◆ EXERCISE GOAL:
Return all lines where the word "full" can be found.

◆ SUPPLIED MATERIAL:
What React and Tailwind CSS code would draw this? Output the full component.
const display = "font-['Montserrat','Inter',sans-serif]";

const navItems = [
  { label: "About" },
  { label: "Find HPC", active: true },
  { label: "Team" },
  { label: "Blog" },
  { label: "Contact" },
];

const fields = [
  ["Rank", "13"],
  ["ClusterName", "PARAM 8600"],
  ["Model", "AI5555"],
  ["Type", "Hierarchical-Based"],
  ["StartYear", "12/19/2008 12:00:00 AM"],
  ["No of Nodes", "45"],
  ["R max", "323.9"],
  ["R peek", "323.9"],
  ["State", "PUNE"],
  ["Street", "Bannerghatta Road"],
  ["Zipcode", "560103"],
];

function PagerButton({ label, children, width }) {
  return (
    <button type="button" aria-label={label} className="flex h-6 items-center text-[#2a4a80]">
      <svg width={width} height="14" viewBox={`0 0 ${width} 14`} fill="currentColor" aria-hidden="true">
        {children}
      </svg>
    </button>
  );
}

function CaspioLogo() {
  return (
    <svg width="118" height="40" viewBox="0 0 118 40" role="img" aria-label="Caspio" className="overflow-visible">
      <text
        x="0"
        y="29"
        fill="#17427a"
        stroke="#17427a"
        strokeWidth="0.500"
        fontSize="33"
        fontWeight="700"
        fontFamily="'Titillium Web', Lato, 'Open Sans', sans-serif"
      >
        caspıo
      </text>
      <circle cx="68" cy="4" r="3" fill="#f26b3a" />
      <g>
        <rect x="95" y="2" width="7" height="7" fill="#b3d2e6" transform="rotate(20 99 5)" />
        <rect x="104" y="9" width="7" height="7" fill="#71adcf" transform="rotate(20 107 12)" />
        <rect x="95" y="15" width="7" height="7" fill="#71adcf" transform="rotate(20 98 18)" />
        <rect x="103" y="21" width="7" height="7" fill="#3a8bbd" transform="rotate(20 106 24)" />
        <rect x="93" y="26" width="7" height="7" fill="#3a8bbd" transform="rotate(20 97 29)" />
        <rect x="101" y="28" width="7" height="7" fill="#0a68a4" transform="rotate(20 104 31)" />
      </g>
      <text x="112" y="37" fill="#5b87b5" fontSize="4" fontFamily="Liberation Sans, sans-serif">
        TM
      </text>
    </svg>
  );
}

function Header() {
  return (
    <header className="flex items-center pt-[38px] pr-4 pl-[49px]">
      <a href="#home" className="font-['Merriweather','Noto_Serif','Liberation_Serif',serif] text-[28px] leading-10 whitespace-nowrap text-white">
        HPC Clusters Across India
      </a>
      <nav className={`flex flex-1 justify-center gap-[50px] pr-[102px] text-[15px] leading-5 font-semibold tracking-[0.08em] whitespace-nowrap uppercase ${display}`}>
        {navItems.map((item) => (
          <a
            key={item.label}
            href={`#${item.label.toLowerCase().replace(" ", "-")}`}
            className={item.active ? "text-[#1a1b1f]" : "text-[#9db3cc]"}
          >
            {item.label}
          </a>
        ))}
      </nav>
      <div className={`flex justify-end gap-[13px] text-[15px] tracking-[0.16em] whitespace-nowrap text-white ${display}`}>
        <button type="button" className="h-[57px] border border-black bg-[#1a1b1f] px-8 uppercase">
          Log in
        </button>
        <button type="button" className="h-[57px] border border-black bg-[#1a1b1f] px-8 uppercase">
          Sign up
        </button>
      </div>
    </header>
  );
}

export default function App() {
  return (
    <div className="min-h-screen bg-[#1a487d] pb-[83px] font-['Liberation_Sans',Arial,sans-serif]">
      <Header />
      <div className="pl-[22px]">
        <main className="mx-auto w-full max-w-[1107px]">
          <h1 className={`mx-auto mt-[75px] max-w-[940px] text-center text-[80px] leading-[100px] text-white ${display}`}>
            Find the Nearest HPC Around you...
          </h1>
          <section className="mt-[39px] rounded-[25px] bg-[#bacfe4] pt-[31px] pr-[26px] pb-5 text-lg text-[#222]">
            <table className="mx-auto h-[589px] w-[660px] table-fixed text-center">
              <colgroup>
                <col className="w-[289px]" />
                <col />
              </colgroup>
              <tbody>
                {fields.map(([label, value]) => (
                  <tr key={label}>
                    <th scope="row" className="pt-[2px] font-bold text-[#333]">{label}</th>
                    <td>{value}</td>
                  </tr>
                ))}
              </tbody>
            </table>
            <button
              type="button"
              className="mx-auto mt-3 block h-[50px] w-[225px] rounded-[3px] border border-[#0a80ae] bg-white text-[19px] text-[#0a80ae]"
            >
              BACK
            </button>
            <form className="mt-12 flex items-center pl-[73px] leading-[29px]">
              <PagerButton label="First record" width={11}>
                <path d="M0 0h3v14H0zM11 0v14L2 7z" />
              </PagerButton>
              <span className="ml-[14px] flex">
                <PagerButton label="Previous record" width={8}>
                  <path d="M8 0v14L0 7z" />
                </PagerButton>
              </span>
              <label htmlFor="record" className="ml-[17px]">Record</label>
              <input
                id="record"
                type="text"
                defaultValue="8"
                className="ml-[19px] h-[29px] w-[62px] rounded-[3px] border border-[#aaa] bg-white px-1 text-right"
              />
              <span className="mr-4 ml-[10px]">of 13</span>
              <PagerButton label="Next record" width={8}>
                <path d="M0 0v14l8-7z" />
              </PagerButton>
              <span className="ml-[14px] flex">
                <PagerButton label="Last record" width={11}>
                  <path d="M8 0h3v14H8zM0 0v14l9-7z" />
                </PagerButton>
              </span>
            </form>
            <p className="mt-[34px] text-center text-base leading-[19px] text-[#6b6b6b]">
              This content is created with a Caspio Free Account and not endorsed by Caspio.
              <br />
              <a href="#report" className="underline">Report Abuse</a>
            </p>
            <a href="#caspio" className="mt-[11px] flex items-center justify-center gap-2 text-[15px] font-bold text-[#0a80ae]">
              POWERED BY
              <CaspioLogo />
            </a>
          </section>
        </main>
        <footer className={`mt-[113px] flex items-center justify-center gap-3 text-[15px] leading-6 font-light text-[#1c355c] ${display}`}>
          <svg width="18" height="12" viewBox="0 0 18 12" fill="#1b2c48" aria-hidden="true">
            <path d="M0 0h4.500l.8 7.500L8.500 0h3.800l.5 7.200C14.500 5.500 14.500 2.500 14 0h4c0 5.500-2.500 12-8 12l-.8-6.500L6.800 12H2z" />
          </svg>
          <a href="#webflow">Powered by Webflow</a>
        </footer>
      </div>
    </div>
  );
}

◆ COMPLETE ANSWER:
What React and Tailwind CSS code would draw this? Output the full component.
        <main className="mx-auto w-full max-w-[1107px]">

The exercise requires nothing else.